Saraki’s Maitama neighbourhood is daily assailed by the raucous blare of siren from his long and needless convoy. This obscenity, a throwback to the David Mark era, won’t be markedly different from what obtains in the neighbourhood of Saraki’s deputy as well as those of the Speaker and his deputy. Just imagine the cost of keeping these vehicles on the road and maintaining these retinues of aides and, of course, the inconvenience for ordinary citizens!
If this is the “change” the APC talks about, then it means the “change” that brought it to power was a mere slogan. Nigerians were deceived to get their votes. President Muhammadu Buhari, the symbol of the leadership of Nigeria, surely has his work cut out for him. While we believe in the principle of separation of power, President Buhari must defy the so-called godfathers and show leadership because, in the end, he is the President of the Federal Republic.

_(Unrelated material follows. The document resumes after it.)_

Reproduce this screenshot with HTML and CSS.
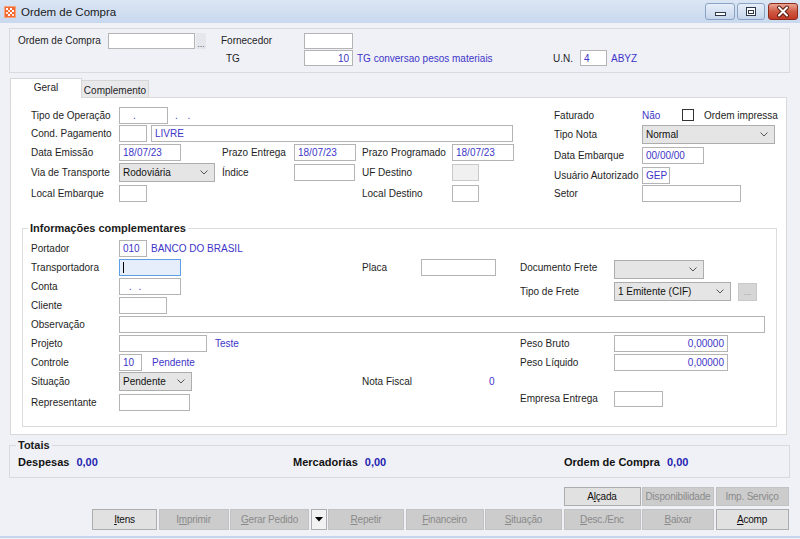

The last time we heard from him it was that his age might affect his performance. Mr President, you were not voted to represent Nigeria at the under-17 World Cup. You were elected president to lead. Apart from showing good example, all you need to do is put the right people in the right places (a test of that will be when you send your list of ministers to the Senate), empower state institutions to do their work effectively and take bold actions in the interest of the masses.
The style of the present order must not be a carry-over of the abomination of the last 16 years. As a first step, the President should immediately meet with APC legislators in the National Assembly and impress on them the need to reject forthwith the satanic wardrobe allowance.